AMGC: Depois de duas edições no século XIX A Nebulosa praticamente desapareceu das prateleiras de livrarias e bibliotecas. Em 2006 foram localizados cinco exemplares da primeira edição e nove da segunda. Dois fatores podem ter contribuído para isso. Um deles se deve ao esparsamento das críticas em periódicos e histórias literárias. No século XX contamos apenas quinze, menos da metade do que foi produzido no XIX. O último comentário de fôlego data de 1863, por Ferdinand Wolf. Depois disso um longo silêncio até 1882, ano da morte do autor. No século XX, apenas algumas pequenas notas, de tempos em tempos, excetuando Antônio Candido, em 1957, que se debruça na análise do poema na sua Formação da Literatura Brasileira. Os livros didáticos ou obras que interessam ao público universitário nem sequer citam o poema de Macedo, tornando-o desconhecido tanto para estudantes como para estudiosos da obra de Macedo ou do romantismo. Outro fator para o desaparecimento de A Nebulosa pode estar relacionado com o caminho escolhido pelo autor. No seu necrológio, em 1882, um crítico, ao fazer o inventário do autor, assim diz: [A Nebulosa] pode considerar-se como a última corda de sua lira, como o último trabalho que ele fez dominado unicamente por preocupações literárias” (Gazeta de Notícias, Rio de Janeiro, 12 de abril de 1882). Macedo foi o representante oficial da literatura romântica e sua popularidade se deve à sua primeira fase, mais romântica. O romance, nessa época, passou a ter um público cada vez mais crescente e encontra o seu lugar na literatura brasileira. O Macedinho, como era popularmente conhecido, para satisfazer a exigência desse público, chegou a publicar entre 1867 e 1870 nada menos que dez títulos! Assim, é possível que com essa fecundidade numérica e um público ávido por romances ou até reedições – Vicentina estava na terceira edição em 1870 – as editoras se empenhassem na circulação dessas obras em detrimento de novas edições de A Nebulosa.

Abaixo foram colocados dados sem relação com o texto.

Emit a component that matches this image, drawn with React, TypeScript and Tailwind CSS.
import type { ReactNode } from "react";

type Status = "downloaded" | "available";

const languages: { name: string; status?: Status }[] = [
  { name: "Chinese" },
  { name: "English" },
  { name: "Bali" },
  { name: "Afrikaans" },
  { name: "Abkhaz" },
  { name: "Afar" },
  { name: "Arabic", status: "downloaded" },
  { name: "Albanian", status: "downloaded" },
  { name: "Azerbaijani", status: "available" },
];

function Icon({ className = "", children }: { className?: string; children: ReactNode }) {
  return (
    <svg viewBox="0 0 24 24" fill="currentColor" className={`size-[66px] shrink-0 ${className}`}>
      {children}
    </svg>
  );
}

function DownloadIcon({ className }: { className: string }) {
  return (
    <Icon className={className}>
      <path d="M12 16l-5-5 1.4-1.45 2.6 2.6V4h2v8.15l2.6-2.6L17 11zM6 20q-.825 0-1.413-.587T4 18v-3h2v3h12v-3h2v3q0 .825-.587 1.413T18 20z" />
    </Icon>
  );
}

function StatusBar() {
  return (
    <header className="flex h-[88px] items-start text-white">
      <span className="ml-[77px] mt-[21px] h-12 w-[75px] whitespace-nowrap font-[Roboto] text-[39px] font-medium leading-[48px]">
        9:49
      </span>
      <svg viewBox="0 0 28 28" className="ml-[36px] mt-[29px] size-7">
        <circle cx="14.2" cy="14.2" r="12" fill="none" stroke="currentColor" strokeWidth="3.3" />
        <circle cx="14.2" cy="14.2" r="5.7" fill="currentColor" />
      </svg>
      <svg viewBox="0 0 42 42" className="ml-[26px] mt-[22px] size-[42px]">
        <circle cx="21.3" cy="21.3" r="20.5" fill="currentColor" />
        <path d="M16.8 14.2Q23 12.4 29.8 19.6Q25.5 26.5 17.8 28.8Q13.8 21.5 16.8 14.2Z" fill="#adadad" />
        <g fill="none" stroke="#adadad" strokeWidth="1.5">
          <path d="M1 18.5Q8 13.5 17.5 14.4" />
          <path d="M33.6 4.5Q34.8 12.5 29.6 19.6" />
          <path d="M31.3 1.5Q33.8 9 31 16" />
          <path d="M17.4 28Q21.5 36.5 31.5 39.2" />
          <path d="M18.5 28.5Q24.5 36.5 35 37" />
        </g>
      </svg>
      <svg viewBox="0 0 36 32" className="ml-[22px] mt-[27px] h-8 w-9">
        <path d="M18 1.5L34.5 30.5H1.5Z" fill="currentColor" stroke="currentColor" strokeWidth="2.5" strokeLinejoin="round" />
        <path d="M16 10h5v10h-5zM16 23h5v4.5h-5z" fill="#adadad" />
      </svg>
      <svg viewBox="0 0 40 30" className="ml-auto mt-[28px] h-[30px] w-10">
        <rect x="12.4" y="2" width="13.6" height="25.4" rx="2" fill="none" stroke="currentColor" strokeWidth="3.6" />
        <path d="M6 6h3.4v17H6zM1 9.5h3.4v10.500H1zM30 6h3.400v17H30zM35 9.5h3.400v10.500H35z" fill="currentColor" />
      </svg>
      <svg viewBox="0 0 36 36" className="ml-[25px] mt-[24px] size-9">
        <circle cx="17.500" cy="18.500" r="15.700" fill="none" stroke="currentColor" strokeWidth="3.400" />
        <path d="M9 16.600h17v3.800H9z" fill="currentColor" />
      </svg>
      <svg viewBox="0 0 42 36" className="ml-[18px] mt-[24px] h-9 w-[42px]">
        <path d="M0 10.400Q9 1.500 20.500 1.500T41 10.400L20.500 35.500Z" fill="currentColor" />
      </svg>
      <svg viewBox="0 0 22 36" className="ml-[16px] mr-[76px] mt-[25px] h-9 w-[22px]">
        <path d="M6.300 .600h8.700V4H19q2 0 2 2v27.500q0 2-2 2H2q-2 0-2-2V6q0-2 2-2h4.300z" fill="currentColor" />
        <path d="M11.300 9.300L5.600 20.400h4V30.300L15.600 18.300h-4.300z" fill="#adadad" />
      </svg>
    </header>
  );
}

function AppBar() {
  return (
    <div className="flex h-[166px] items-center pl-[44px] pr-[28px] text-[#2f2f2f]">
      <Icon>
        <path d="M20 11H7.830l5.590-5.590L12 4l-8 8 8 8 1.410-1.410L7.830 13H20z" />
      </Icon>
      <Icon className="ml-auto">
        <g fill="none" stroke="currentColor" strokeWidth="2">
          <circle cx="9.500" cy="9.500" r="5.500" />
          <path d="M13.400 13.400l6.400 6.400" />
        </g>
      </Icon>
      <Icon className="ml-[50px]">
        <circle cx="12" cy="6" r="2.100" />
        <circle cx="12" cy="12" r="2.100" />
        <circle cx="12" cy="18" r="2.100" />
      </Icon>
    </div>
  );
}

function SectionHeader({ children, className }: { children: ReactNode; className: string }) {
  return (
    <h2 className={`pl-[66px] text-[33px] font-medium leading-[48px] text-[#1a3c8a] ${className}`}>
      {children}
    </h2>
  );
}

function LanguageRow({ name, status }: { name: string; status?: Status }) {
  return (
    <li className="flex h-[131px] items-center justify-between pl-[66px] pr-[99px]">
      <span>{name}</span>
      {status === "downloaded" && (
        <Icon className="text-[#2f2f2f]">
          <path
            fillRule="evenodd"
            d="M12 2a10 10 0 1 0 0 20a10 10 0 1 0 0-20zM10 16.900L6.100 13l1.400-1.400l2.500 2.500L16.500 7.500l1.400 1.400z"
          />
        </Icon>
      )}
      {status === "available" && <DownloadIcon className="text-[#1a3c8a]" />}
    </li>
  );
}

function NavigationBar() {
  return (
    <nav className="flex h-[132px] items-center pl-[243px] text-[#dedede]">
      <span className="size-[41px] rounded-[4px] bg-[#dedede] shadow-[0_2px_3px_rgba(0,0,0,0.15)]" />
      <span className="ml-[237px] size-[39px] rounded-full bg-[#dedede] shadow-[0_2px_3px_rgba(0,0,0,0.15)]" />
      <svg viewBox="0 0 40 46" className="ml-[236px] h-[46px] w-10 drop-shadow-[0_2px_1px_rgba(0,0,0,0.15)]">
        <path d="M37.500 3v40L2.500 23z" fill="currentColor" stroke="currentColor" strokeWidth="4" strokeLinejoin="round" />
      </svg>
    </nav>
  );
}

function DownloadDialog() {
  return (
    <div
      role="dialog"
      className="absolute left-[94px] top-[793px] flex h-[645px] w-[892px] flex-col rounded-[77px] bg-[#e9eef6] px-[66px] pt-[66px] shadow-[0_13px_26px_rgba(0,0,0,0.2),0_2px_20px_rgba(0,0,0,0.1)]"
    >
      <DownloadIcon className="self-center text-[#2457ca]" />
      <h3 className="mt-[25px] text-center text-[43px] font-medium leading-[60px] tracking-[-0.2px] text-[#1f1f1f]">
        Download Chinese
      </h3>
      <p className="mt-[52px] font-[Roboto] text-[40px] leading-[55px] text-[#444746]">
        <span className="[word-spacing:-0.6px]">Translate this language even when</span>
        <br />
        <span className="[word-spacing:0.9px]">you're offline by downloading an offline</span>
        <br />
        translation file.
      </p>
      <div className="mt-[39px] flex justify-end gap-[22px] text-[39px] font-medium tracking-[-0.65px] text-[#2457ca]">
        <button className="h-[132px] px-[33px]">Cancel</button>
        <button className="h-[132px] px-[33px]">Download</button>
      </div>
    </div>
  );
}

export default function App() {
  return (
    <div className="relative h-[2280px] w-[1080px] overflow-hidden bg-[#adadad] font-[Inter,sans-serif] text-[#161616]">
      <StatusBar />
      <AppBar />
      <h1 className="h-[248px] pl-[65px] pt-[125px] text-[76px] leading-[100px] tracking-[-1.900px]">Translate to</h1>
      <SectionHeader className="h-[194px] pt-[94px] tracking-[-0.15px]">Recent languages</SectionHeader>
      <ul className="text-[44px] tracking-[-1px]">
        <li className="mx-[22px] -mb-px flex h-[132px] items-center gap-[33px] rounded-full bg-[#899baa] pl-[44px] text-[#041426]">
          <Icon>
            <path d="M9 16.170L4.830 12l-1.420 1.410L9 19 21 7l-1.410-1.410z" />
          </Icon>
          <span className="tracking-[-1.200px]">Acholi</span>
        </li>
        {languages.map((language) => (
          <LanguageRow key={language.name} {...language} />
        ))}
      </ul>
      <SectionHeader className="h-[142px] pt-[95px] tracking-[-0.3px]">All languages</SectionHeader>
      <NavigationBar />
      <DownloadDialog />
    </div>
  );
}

Joaquim Manuel de Macedo é popularmente conhecido por A Moreninha. Para além da questão do gênero literário, que surpresas a leitura de A Nebulosa reserva ao leitor?

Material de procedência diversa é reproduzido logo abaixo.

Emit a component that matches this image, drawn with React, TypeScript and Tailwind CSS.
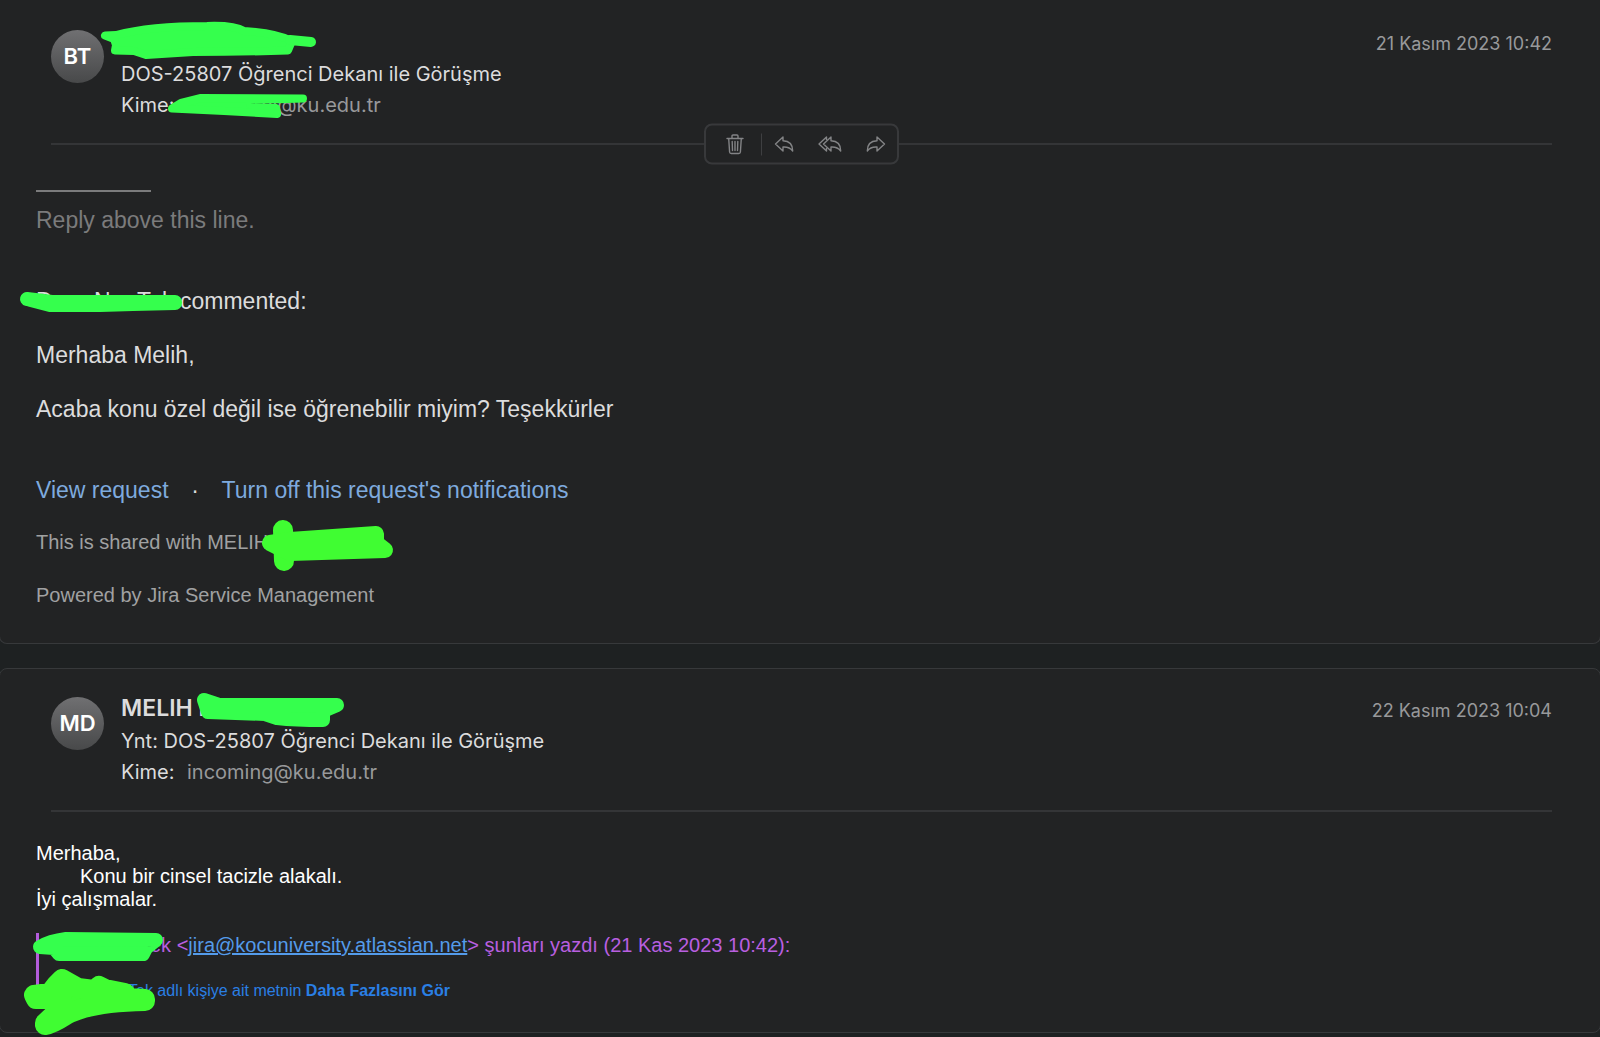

AMGC: A Nebulosa pode surpreender não só pelo tema e versos fáceis, mas pela expressão natural dos sentimentos. O poema narra a história de um amor impossível. Essa impossibilidade seria tema recorrente do ultrarromantismo, no entanto, o amor desprezado e o efeito da paixão são desenvolvidos como sentimentos contrastantes no homem e na alma feminina. A mulher é representada como o arquétipo da mulher fatal, que sem misericórdia recusa o amor do Trovador, demonstrando vontade e poder de decisão, ao contrário do papel remissivo comumente dado a ela na literatura europeia. O leitor encontrará no poema toda a matéria romântica, como o gosto pelo passado, o medievalismo, o mistério e o horror, os elementos fantásticos, folclóricos e populares, as elegias de caráter rústico, o pitoresco das bruxarias e malefícios, as fadas e feitiçarias, a poesia tumular, o amor e a morte, a fusão de gêneros e a ingenuidade de sentimentos exacerbados. O que pode surpreender na leitura de A Nebulosa é a percepção de que todas essas características são próprias da poesia ossiânica e medieval e se encontram entranhadas no poema de Macedo.
Em sua opinião, esta nova edição de A Nebulosa pode ajudar o leitor (e os críticos) do século XXI a (re)descobrir a obra? Ela ainda é uma leitura impactante, que oferece matéria prima para novas críticas e estudos?
AMGC: A terceira edição de A Nebulosa tanto pode ajudar o leitor quanto os críticos de hoje a redescobrirem a obra há muito esquecida no ossuário do romantismo. O poema é importante enquanto fato estético e como fato da historiografia literária. Sua leitura permite ao leitor entrar num mundo romântico e conhecer os conceitos fundamentais do romantismo: a beleza da morte e seu caráter de fatalidade, a comunicabilidade entre os elementos e os seres, a vida e a morte, a dor e a paixão, um canto fúnebre que sugere uma existência mais bela e essencial, resultando num dos mais belos do romantismo brasileiro. Com o restabelecimento da obra, a crítica literária terá instrumentos que possibilitarão o entendimento total do poema e a constatação de sua importância para a história literária. A publicação de A Nebulosa poderá contribuir para que a crítica e leitores atuais possam apreciar essa obra de grande interesse para o conhecimento mais amplo do romantismo no Brasil, bem como da hoje obscura face poética de Joaquim Manuel de Macedo.